The candidate emerges as tech’s new hope, forcing moguls to choose between lawful innovation and Trump’s Wild West promises.

A woman stands at a podium with the U.S. presidential seal, surrounded by six cartoon men in red vests and sunglasses against a turquoise background.
Source: AI illustration by The Standard

Here’s a combination of words you rarely see together: Poor Marc Andreessen and Ben Horowitz.

And yet. It was less than two weeks ago that the Bert and Ernie of venture capital stuck their heads above their podcast parapet and declared themselves all-in for Donald Trump.

The endorsement — painted as a reluctant choice sure to enrage their friends — was framed as simple pragmatism. Trump was the only candidate with a coherent “pro-tech” policy on crypto (an industry to which Andreessen Horowitz has committed to investing at least $4.5 billion) and is opposed to Joe Biden’s proposal to tax startup valuations. Trump, they argued, would also not “over-regulate” artificial intelligence. 

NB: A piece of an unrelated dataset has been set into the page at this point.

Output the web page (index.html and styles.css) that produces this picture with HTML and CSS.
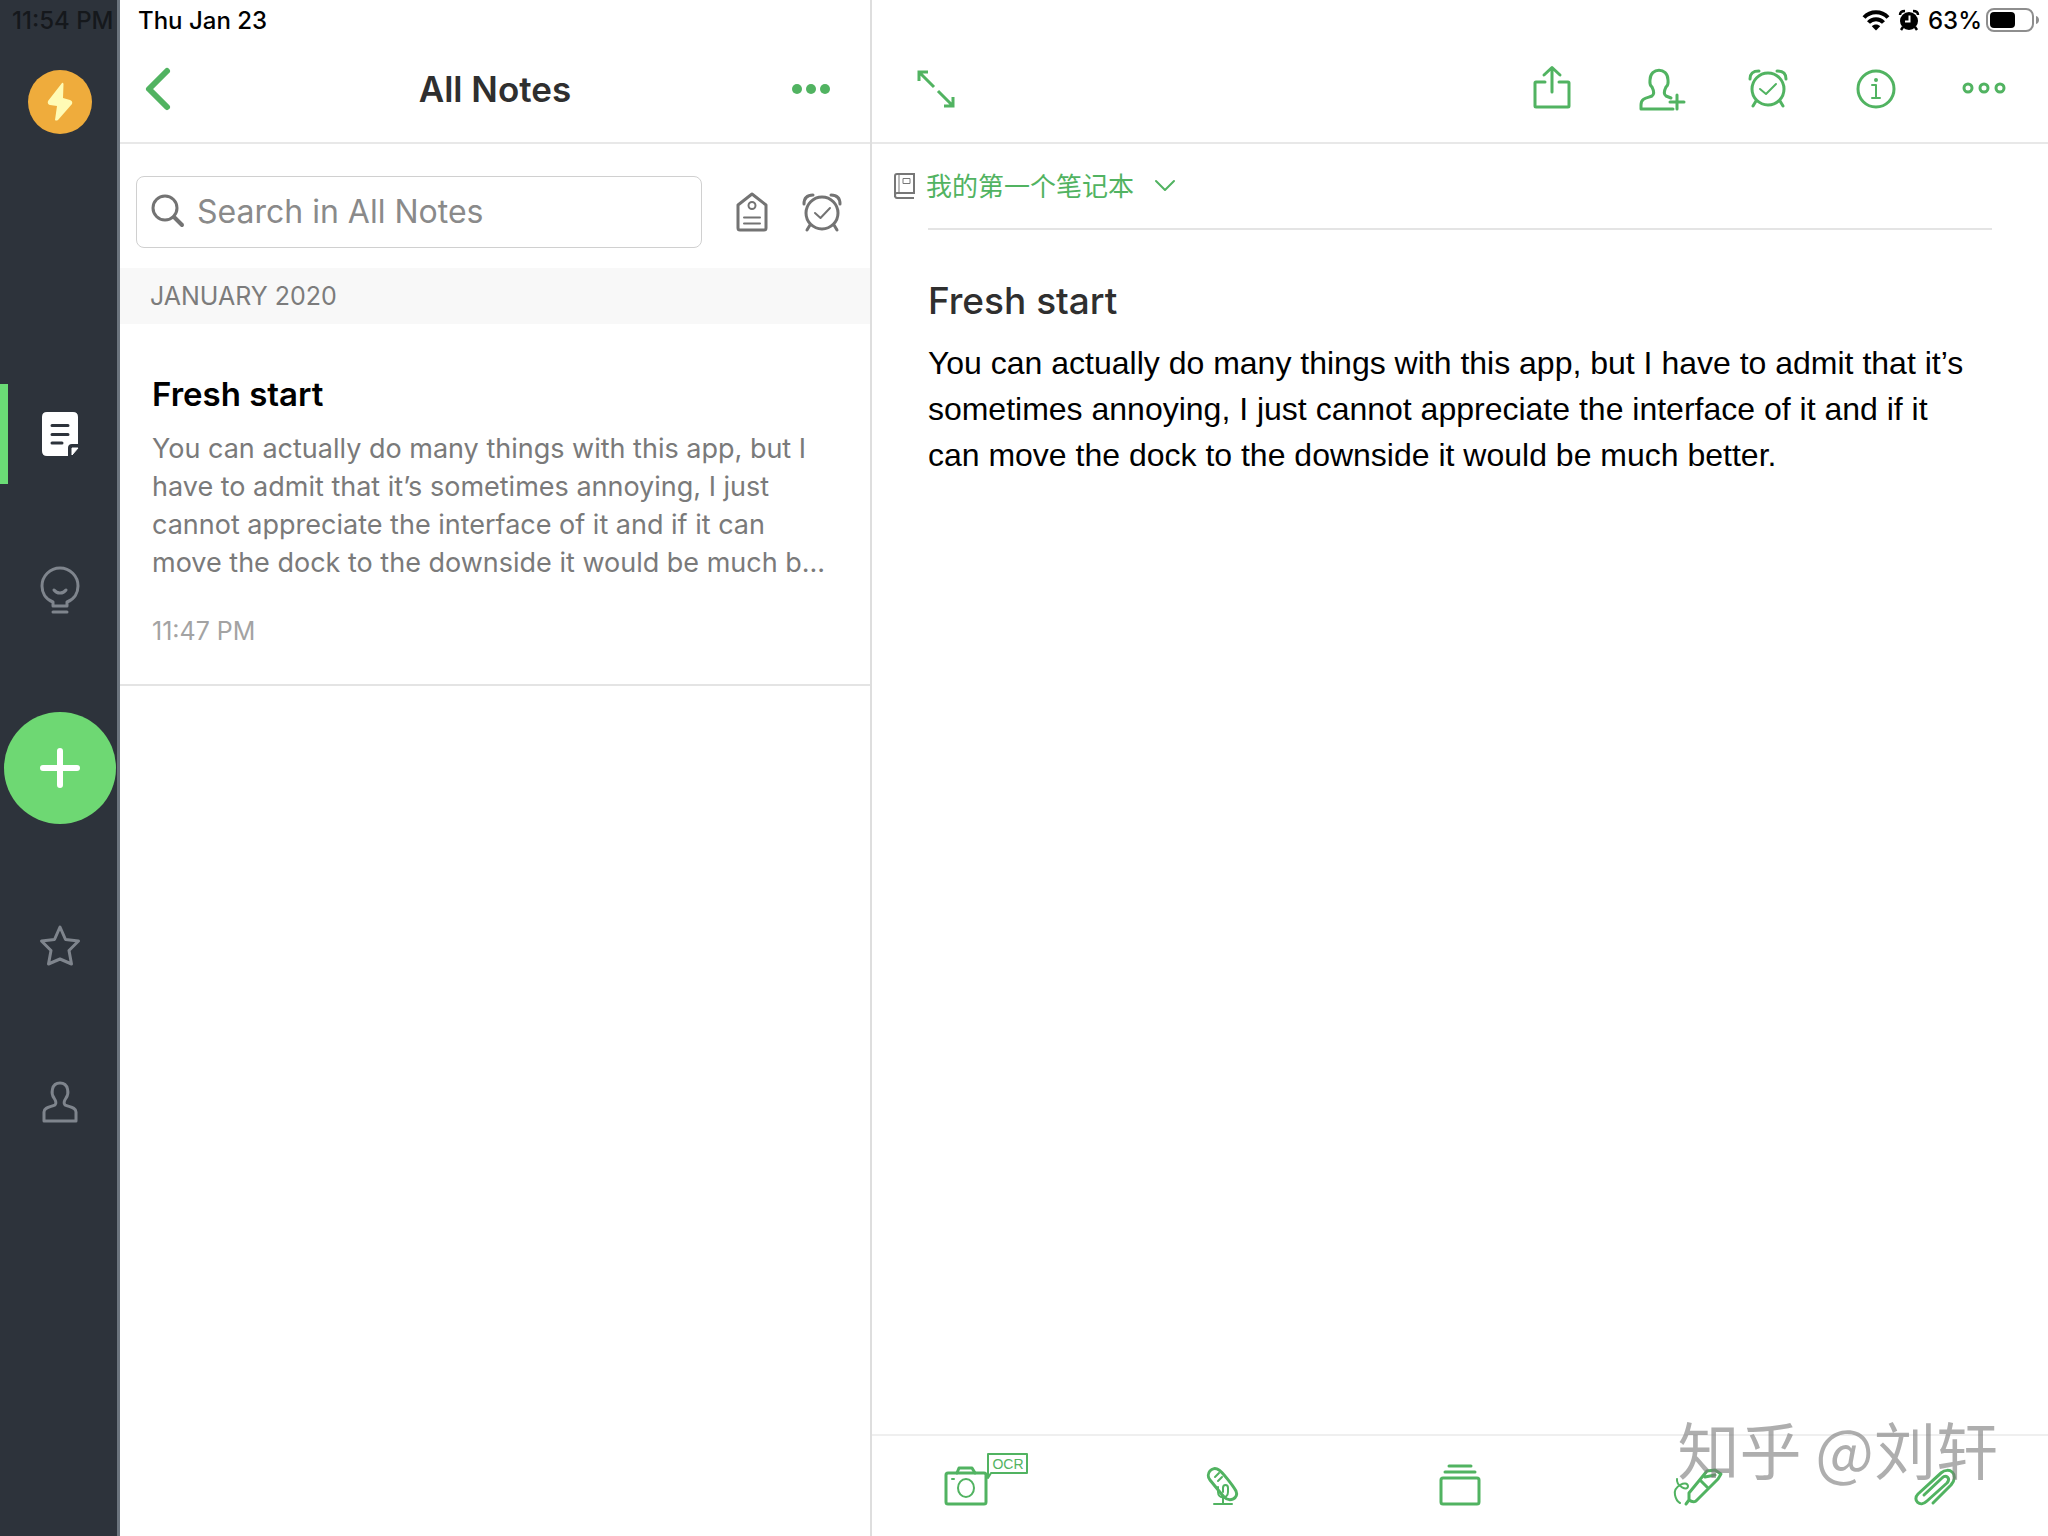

“Any limitations we put [on] ourselves are going to disadvantage the U.S. versus the rest of the world,” said Andreessen, with all the hubris money can buy.

What it certainly wasn’t — of course! — was an endorsement of Trump the man, the fraudster or the rapist. “We are non-partisan, one issue voters,” Horowitz wrote in December. “If a candidate supports an optimistic technology-enabled future, we are for them.”

Trump had joined forces with Peter Thiel-backed J.D. Vance and embraced the crypto vote. He had also taken an — ahem — expansive view of hate speech as free speech, similar to a16z-backed Substack and X under Elon Musk. 

In the blue corner? Biden. A man who has barely spoken about the crypto industry except to criticize it, who nominated a crypto villain, Gary Gensler, to be chair of the Securities and Exchange Commission, and who once wandered into a White House summit with the heads of the major AI companies, admitted his need to be educated on the topic, then promptly left. His administration might have solid tech policies (the $280 billion CHIPS and Science Act among them), but Biden himself presents as the human incarnation of an inadvertently switched-on iPhone flashlight.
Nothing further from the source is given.